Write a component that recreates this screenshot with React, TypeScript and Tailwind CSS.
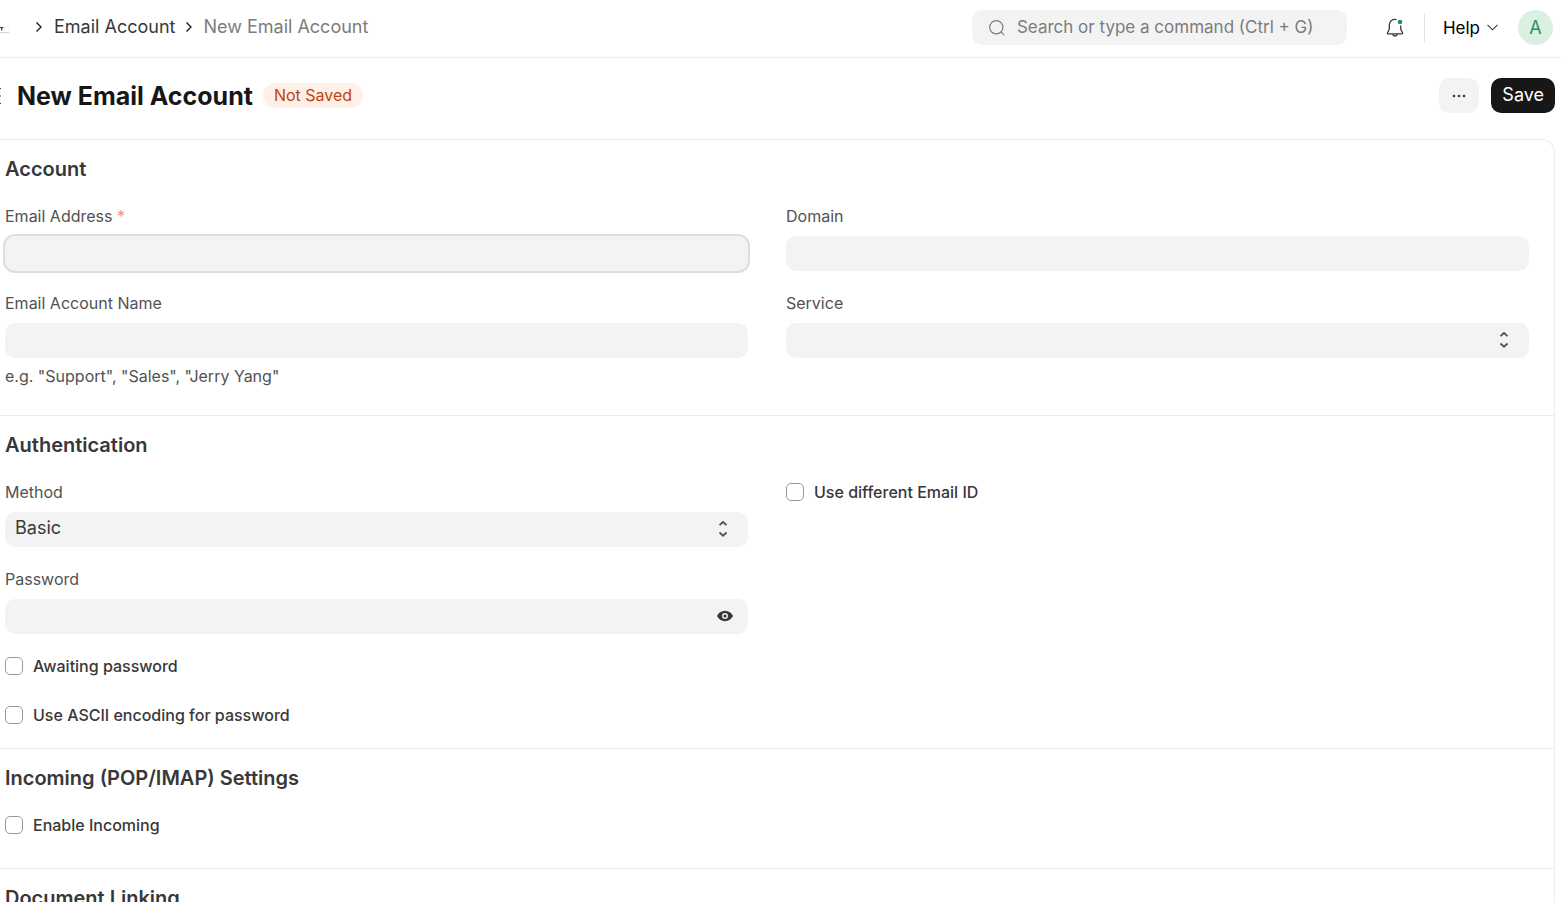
import { ReactNode } from "react";

const INPUT = "block h-[35px] w-full rounded-[10px] bg-[#f3f3f3] px-[10px] text-[18px] text-[#383838] outline-none";

function Chevron() {
  return (
    <svg width="8" height="12" viewBox="0 0 8 12" fill="none" stroke="#171717" strokeWidth="1.3">
      <path d="M1.5 1.5 6 6 1.5 10.5" />
    </svg>
  );
}

function SearchIcon() {
  return (
    <svg width="18" height="18" viewBox="0 0 18 18" fill="none" stroke="#7c7c7c" strokeWidth="1.2" strokeLinecap="round">
      <circle cx="8.3" cy="8.3" r="6.6" />
      <path d="m13 13 2.900 2.900" />
    </svg>
  );
}

function BellIcon() {
  return (
    <svg width="20" height="20" viewBox="0 0 20 20" fill="none" stroke="#383838" strokeWidth="1.3" strokeLinejoin="round">
      <path d="M11.500 1.700C7.600.5 4.400 3 4.300 7v3.300c0 .8-.2 1.500-.6 2.200l-1.200 2.200c-.3.6 0 1.200.7 1.200h13.600c.7 0 1-.6.7-1.200l-1.200-2.200c-.4-.7-.6-1.400-.6-2.200V7.600" />
      <path d="M7.600 16.200c.4 2.400 4.400 2.400 4.800 0" />
      <circle cx="15" cy="4" r="2.300" fill="#278f5e" stroke="none" />
    </svg>
  );
}

function SelectIcon() {
  return (
    <svg
      className="pointer-events-none absolute right-5 top-2"
      width="10" height="17" viewBox="0 0 10 17" fill="none" stroke="#525252" strokeWidth="1.8"
    >
      <path d="M1.500 5.200 5 2l3.500 3.200M1.500 12.500 5 15.700l3.500-3.200" />
    </svg>
  );
}

function EyeIcon() {
  return (
    <svg width="16" height="12" viewBox="0 0 16 12">
      <path fill="#383838" fillRule="evenodd" d="M8 .8C4.400.8 1.400 2.900 0 6c1.400 3.100 4.400 5.200 8 5.200s6.600-2.100 8-5.200C14.600 2.900 11.600.8 8 .8Zm0 8.200a3 3 0 1 1 0-6 3 3 0 0 1 0 6Z" />
      <circle cx="8" cy="6" r="1.600" fill="#383838" />
    </svg>
  );
}

function Field({ id, label, required, help, children }: {
  id: string;
  label: string;
  required?: boolean;
  help?: string;
  children: ReactNode;
}) {
  return (
    <div>
      <label htmlFor={id} className="mb-[10px] block text-[16px] leading-5 text-[#525252]">
        {label}
        {required && <span className="text-[#f08c8c]"> *</span>}
      </label>
      <div className="relative">{children}</div>
      {help && <p className="mt-2 text-[16px] leading-5 text-[#525252]">{help}</p>}
    </div>
  );
}

function Check({ label }: { label: string }) {
  return (
    <label className="flex items-center gap-[10px] self-start text-[16px] font-medium leading-5 text-[#383838]">
      <input type="checkbox" className="h-[18px] w-[18px] appearance-none rounded-[5px] border border-[#999999] bg-white checked:bg-[#171717]" />
      {label}
    </label>
  );
}

function Section({ title, className, children }: { title: string; className?: string; children?: ReactNode }) {
  return (
    <section className={`border-b border-[#ededed] pl-[5px] pr-[25px] pt-[15px] ${className ?? ""}`}>
      <h2 className="mb-[23px] text-[20px] font-semibold leading-7 text-[#383838]">{title}</h2>
      <div className="grid grid-cols-2 gap-x-[38px]">{children}</div>
    </section>
  );
}

export default function App() {
  return (
    <div className="h-screen overflow-hidden bg-white font-['Inter',sans-serif] text-[#171717]">
      <header className="flex h-[58px] items-center justify-between border-b border-[#ededed] pb-[2px] pr-2">
        <nav aria-label="Breadcrumb" className="flex items-center pb-[2px] text-[18px] leading-6">
          <a href="#" aria-label="Home" className="mr-[25px]">
            <svg width="10" height="12" viewBox="0 0 10 12">
              <path d="M0 6.500h3.500M1.700 6.500v3" stroke="#383838" strokeWidth="1.200" />
              <path d="M7 5.500h2" stroke="#dff3fa" strokeWidth="2" />
              <path d="M0 11.500h9" stroke="#d4d4d4" />
            </svg>
          </a>
          <Chevron />
          <a href="#" className="ml-[11px] mr-[10px] text-[#383838]">Email Account</a>
          <Chevron />
          <span className="ml-[10px] text-[#7c7c7c]">New Email Account</span>
        </nav>
        <div className="flex items-center">
          <label className="mr-[38px] flex h-[35px] w-[375px] items-center gap-[11px] rounded-[10px] bg-[#f3f3f3] pl-4">
            <SearchIcon />
            <input
              type="text"
              aria-label="Search"
              placeholder="Search or type a command (Ctrl + G)"
              className="min-w-0 flex-1 bg-transparent text-[17px] outline-none placeholder:text-[#7c7c7c]"
            />
          </label>
          <button aria-label="Notifications" className="mr-[19px]"><BellIcon /></button>
          <div className="h-[30px] w-px bg-[#e2e2e2]" />
          <button className="ml-[18px] flex items-center gap-[7px] text-[17px] leading-6 text-black">
            Help
            <svg width="11" height="7" viewBox="0 0 11 7" fill="none" stroke="#383838" strokeWidth="1.100">
              <path d="m.5.800 5 5 5-5" />
            </svg>
          </button>
          <button aria-label="User menu" className="ml-5 h-[35px] w-[35px] rounded-full bg-[#daf0e1] text-[18px] text-[#278f5e]">A</button>
        </div>
      </header>

      <div className="flex h-[81px] items-center justify-between pb-[6px] pr-[6px]">
        <div className="flex items-center">
          <button aria-label="Toggle sidebar" className="mr-4">
            <svg width="1" height="18" viewBox="0 0 1 18" stroke="#383838" strokeWidth="1.200">
              <path d="M0 1.500h1M0 9h1M0 16.500h1" />
            </svg>
          </button>
          <h1 className="text-[25px] font-bold leading-8">New Email Account</h1>
          <span className="ml-[10px] rounded-full bg-[#fff0e7] px-[11px] text-[16px] leading-[25px] text-[#c0420f]">Not Saved</span>
        </div>
        <div className="flex gap-3">
          <button aria-label="More actions" className="flex h-[35px] w-10 items-center justify-center rounded-[10px] bg-[#f3f3f3]">
            <svg width="14" height="4" viewBox="0 0 14 4" fill="#383838">
              <circle cx="2" cy="2" r="1.300" />
              <circle cx="7" cy="2" r="1.300" />
              <circle cx="12" cy="2" r="1.300" />
            </svg>
          </button>
          <button className="h-[35px] rounded-[10px] bg-[#171717] px-[11px] pb-[2px] text-[18px] leading-6 text-white">Save</button>
        </div>
      </div>

      <form className="mr-[6px] rounded-tr-[14px] border-r border-t border-[#ededed]">
        <Section title="Account" className="pb-[29px]">
          <div className="flex flex-col gap-[22px]">
            <Field id="email" label="Email Address" required>
              <input id="email" type="email" className={`${INPUT} ring-2 ring-[#dedede]`} />
            </Field>
            <Field id="account-name" label="Email Account Name" help={'e.g. "Support", "Sales", "Jerry Yang"'}>
              <input id="account-name" type="text" className={INPUT} />
            </Field>
          </div>
          <div className="flex flex-col gap-[22px]">
            <Field id="domain" label="Domain">
              <input id="domain" type="text" className={INPUT} />
            </Field>
            <Field id="service" label="Service">
              <select id="service" className={`${INPUT} appearance-none`}>
                <option></option>
              </select>
              <SelectIcon />
            </Field>
          </div>
        </Section>

        <Section title="Authentication" className="pb-[23px]">
          <div className="flex flex-col gap-[22px]">
            <Field id="method" label="Method">
              <select id="method" className={`${INPUT} appearance-none pb-1`}>
                <option>Basic</option>
                <option>OAuth</option>
              </select>
              <SelectIcon />
            </Field>
            <Field id="password" label="Password">
              <input id="password" type="password" className={INPUT} />
              <button type="button" aria-label="Show password" className="absolute right-[15px] top-[11px]">
                <EyeIcon />
              </button>
            </Field>
            <div className="flex flex-col gap-[29px]">
              <Check label="Awaiting password" />
              <Check label="Use ASCII encoding for password" />
            </div>
          </div>
          <div className="flex flex-col">
            <Check label="Use different Email ID" />
          </div>
        </Section>

        <Section title="Incoming (POP/IMAP) Settings" className="pb-[33px]">
          <Check label="Enable Incoming" />
        </Section>

        <Section title="Document Linking" />
      </form>
    </div>
  );
}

- - - - -

From the top of the listing above, repeat each line exactly until you reach the line containing "h-[35px] w-full rounded-[10px]", and repeat that one too. Leave the pictures out.

## Right answer
Write a component that recreates this screenshot with React, TypeScript and Tailwind CSS.
import { ReactNode } from "react";

const INPUT = "block h-[35px] w-full rounded-[10px] bg-[#f3f3f3] px-[10px] text-[18px] text-[#383838] outline-none";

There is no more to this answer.